Je n'ai jamais lu L'Oeuvre au Noir mais il va s'ajouter à la liste déjà conséquente de mes envies. J'ai retrouvé le goût de lire grâce à une certaine littérature américaine (Irving, Banks, Faulner, Oates...), sujets souvent noirs, douloureux, cruels ou ténébreux mais qui, étrangement, sont ma béquille du moment.
Ce n'est pas grave de trouver la sérénité, le bonheur ou l'épanouissement tardivement, je crois. Peut-être même le savoure-t'on davantage...C'est tout ce que je te souhaite.
Je t'embrasse.

Cécile a dit…

FaulKner. Je me relis tjs trop tard...

(les chéchés) a dit…

(je ne sais pas tellement comment le dire, alors juste, je suis super heureuse pour toi!!! c'est drôlement chouette de te sentir heureuse après tout ça... profite, dessine, déguste, photographie, écris... j'aime toujours venir te rendre visite sur la pointe des pieds et sans faire de bruit...)
des bises!

Camille a dit…

Inutile de préciser que j'ai également (et discrètement) pleuré en voyant Camille redoubler. Et que je crève d'envie de lire Marguerite Y., mais pas tout de suite, pour prolonger le plaisir de l'attente.
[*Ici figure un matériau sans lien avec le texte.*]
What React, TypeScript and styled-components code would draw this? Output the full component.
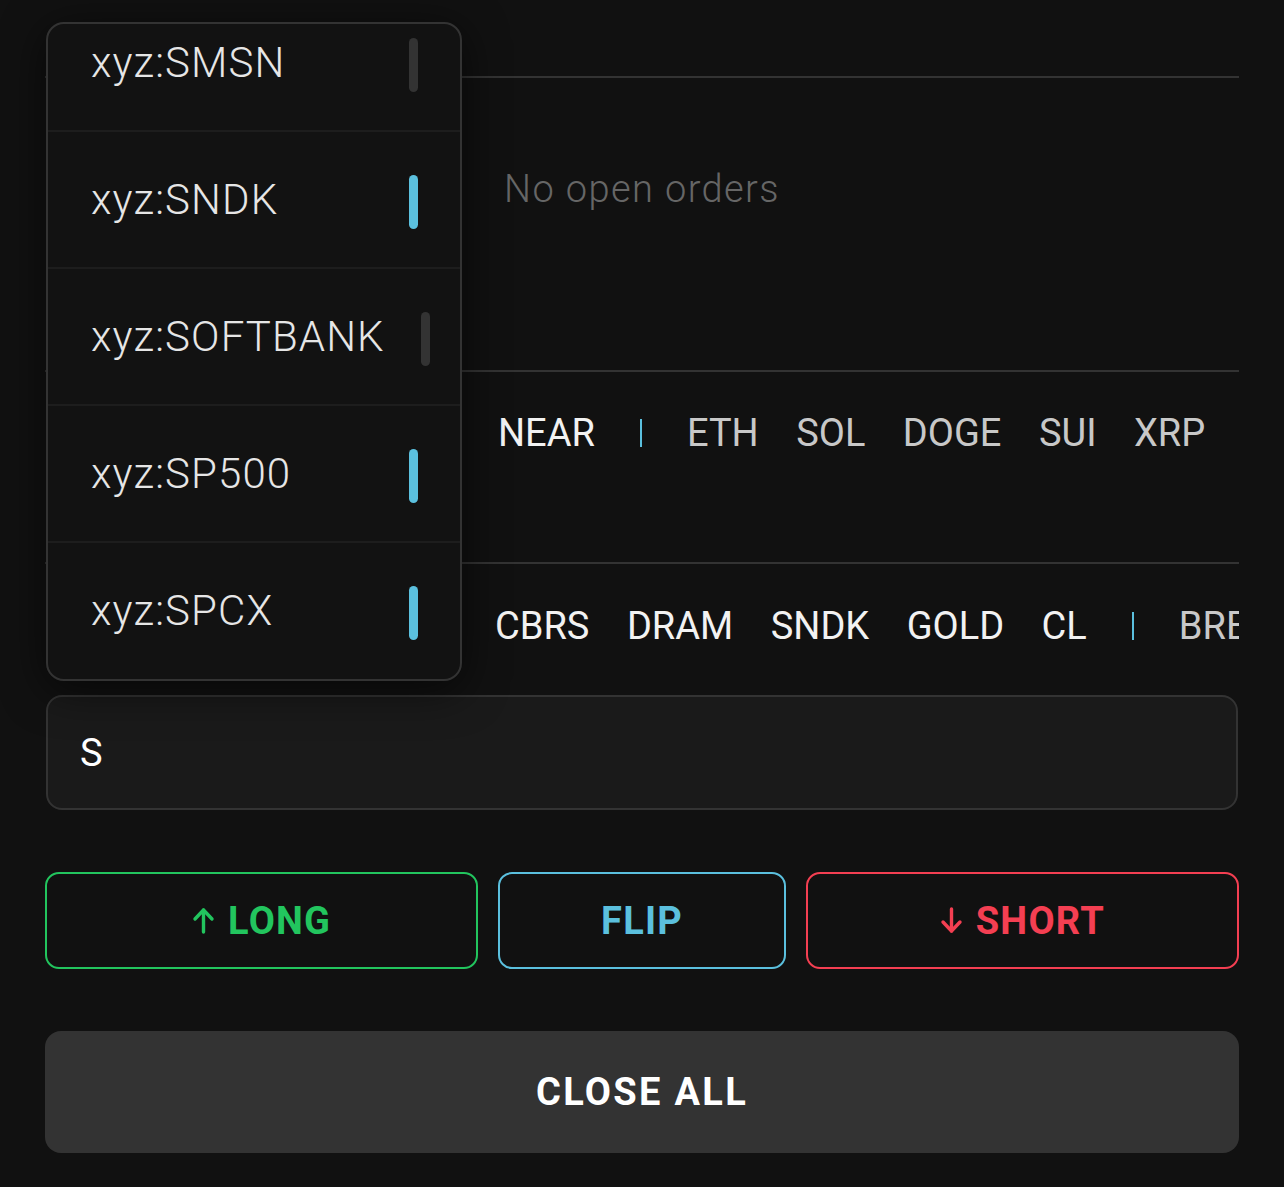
import styled, { createGlobalStyle } from "styled-components";

const GlobalStyle = createGlobalStyle`
  html, body {
    margin: 0;
    background: #111111;
  }
  body {
    font-family: Roboto, "Noto Sans", sans-serif;
    -webkit-font-smoothing: antialiased;
  }
`;

const CYAN = "#5bc0de";
const GREEN = "#22c55e";
const RED = "#f43f52";

const Page = styled.div`
  min-height: 1187px;
  box-sizing: border-box;
  padding: 0 45px;
  background: #111111;
  overflow: hidden;
`;

const Board = styled.div`
  position: relative;
  height: 681px;
`;

const Band = styled.section<{ $height: number; $ruled?: boolean }>`
  box-sizing: border-box;
  height: ${(p) => p.$height}px;
  border-bottom: ${(p) => (p.$ruled ? "2px solid #333333" : "none")};
`;

const Empty = styled.div`
  padding-top: 88px;
  text-align: center;
  font-size: 38px;
  line-height: 46px;
  font-weight: 300;
  letter-spacing: 1.4px;
  color: #666666;
`;

const ChipRow = styled.div<{ $lead: number; $top: number }>`
  display: flex;
  align-items: center;
  gap: 37.5px;
  padding: ${(p) => p.$top}px 0 0 ${(p) => p.$lead}px;
  white-space: nowrap;
  overflow: hidden;
`;

const Chip = styled.span<{ $pinned?: boolean }>`
  flex-shrink: 0;
  font-size: 38px;
  line-height: 46px;
  color: ${(p) => (p.$pinned ? "#f2f2f2" : "#c8c8c8")};
`;

const Divider = styled.span`
  flex-shrink: 0;
  width: 2px;
  height: 28px;
  margin: 0 7px 0 8px;
  background: ${CYAN};
`;

const Dropdown = styled.div`
  position: absolute;
  top: 22px;
  left: 1px;
  width: 416px;
  height: 659px;
  box-sizing: border-box;
  border: 2px solid #333333;
  border-radius: 18px;
  background: #121212;
  overflow: hidden;
  box-shadow: 0 8px 44px rgba(0, 0, 0, 0.6);
`;

const OptionList = styled.ul`
  list-style: none;
  margin: -29px 0 0;
  padding: 0;
`;

const Option = styled.li`
  display: flex;
  align-items: center;
  gap: 36px;
  height: 135px;
  padding: 0 42px 0 43px;
  border-bottom: 2px solid #1d1d1d;

  &:last-child {
    border-bottom: none;
  }
`;

const OptionName = styled.span`
  flex-shrink: 0;
  font-size: 42px;
  font-weight: 300;
  letter-spacing: 1.1px;
  color: #e6e6e6;
`;

const Marker = styled.span<{ $on: boolean }>`
  flex-shrink: 0;
  margin-left: auto;
  width: 9px;
  height: 54px;
  margin-top: 4px;
  border-radius: 5px;
  background: ${(p) => (p.$on ? CYAN : "#333333")};
`;

const Search = styled.input`
  display: block;
  box-sizing: border-box;
  width: calc(100% - 2px);
  height: 115px;
  margin: 14px 1px 0;
  padding: 0 32px;
  border: 2px solid #333333;
  border-radius: 16px;
  background: #1a1a1a;
  color: #ffffff;
  font-family: Roboto, sans-serif;
  font-size: 38px;
  outline: none;
`;

const Actions = styled.div`
  display: flex;
  gap: 20px;
  margin-top: 62px;
`;

const TradeButton = styled.button<{ $tone: string; $grow: number }>`
  flex: ${(p) => p.$grow} 1 0;
  box-sizing: border-box;
  display: flex;
  align-items: center;
  justify-content: center;
  gap: 13px;
  height: 97px;
  padding: 0;
  border: 2.5px solid ${(p) => p.$tone};
  border-radius: 14px;
  background: transparent;
  color: ${(p) => p.$tone};
  font-family: Roboto, sans-serif;
  font-size: 38px;
  font-weight: 700;
  letter-spacing: 1.2px;
`;

const CloseAll = styled.button`
  display: block;
  width: 100%;
  height: 122px;
  margin-top: 62px;
  border: none;
  border-radius: 16px;
  background: #333333;
  color: #ffffff;
  font-family: Roboto, sans-serif;
  font-size: 38px;
  font-weight: 700;
  letter-spacing: 2.3px;
`;

function Arrow({ down }: { down?: boolean }) {
  return (
    <svg width="23" height="27" viewBox="0 0 23 27" fill="none">
      <g
        stroke="currentColor"
        strokeWidth="3.4"
        strokeLinecap="round"
        strokeLinejoin="round"
        transform={down ? "rotate(180 11.5 13.5)" : undefined}
      >
        <path d="M3 12 L11.5 3 L20 12" />
        <path d="M11.5 3 V25" />
      </g>
    </svg>
  );
}

const markets = [
  { name: "xyz:SMSN", on: false },
  { name: "xyz:SNDK", on: true },
  { name: "xyz:SOFTBANK", on: false },
  { name: "xyz:SP500", on: true },
  { name: "xyz:SPCX", on: true },
];

const cryptoPinned = ["NEAR"];
const cryptoRest = ["ETH", "SOL", "DOGE", "SUI", "XRP"];
const tradfiPinned = ["CBRS", "DRAM", "SNDK", "GOLD", "CL"];
const tradfiRest = ["BRENT", "SILVER"];

export default function App() {
  return (
    <>
      <GlobalStyle />
      <Page>
        <Board>
          <Band $height={78} $ruled />
          <Band $height={294} $ruled>
            <Empty>No open orders</Empty>
          </Band>
          <Band $height={192} $ruled>
            <ChipRow $lead={453} $top={38}>
              {cryptoPinned.map((c) => (
                <Chip key={c} $pinned>
                  {c}
                </Chip>
              ))}
              <Divider />
              {cryptoRest.map((c) => (
                <Chip key={c}>{c}</Chip>
              ))}
            </ChipRow>
          </Band>
          <Band $height={117}>
            <ChipRow $lead={450} $top={39}>
              {tradfiPinned.map((c) => (
                <Chip key={c} $pinned>
                  {c}
                </Chip>
              ))}
              <Divider />
              {tradfiRest.map((c) => (
                <Chip key={c}>{c}</Chip>
              ))}
            </ChipRow>
          </Band>

          <Dropdown>
            <OptionList>
              {markets.map((m) => (
                <Option key={m.name}>
                  <OptionName>{m.name}</OptionName>
                  <Marker $on={m.on} />
                </Option>
              ))}
            </OptionList>
          </Dropdown>
        </Board>

        <Search readOnly defaultValue="S" />

        <Actions>
          <TradeButton $tone={GREEN} $grow={433}>
            <Arrow />
            LONG
          </TradeButton>
          <TradeButton $tone={CYAN} $grow={286}>
            FLIP
          </TradeButton>
          <TradeButton $tone={RED} $grow={433}>
            <Arrow down />
            SHORT
          </TradeButton>
        </Actions>

        <CloseAll>CLOSE ALL</CloseAll>
      </Page>
    </>
  );
}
à la fin des contes, les princesses n'attendent pas les wagashis du mois suivant, ne mangent pas de barres de céréales select, ne vont pas faire leurs provisions de pâtes de fruits chez Le Roux; n'ont pas l'air d'avoir le temps de lire ni d'aller manger des frites cuites dans la graisse de boeuf. Je préfère encore la vraie vie, et les maigres déceptions attenantes. (et la nourriture). (je suis certaine que tu trouveras de quoi te plaindre, et je l'espère, si c'est ton seul motif d'écriture :)

Agnèslamexicaine a dit…

Quelle joie pour toi! et puis tu sais la joie est communicative alors cela fait du bien de te lire... oui L'oeuvre au noir, ça laisse silencieux pour un temps... Joyeuse année alors!

Artsakountala a dit…

Une chose est certaine : le bonheur te va bien.
Pas forcément besoin d'être déprimée pour faire de chouettes billets, la preuve ! C'est toujours un plaisir (un bonheur pour moi) de te lire.
Ce que tu écris à propos de Camille redouble, je le partage entièrement.
Et ce que tu ne dis pas à propos de BB, aussi ;-)
Des bisous,
A.

bergeou a dit…

Quel bo,heur de lire ce billet, je suis très heureuse pour toi.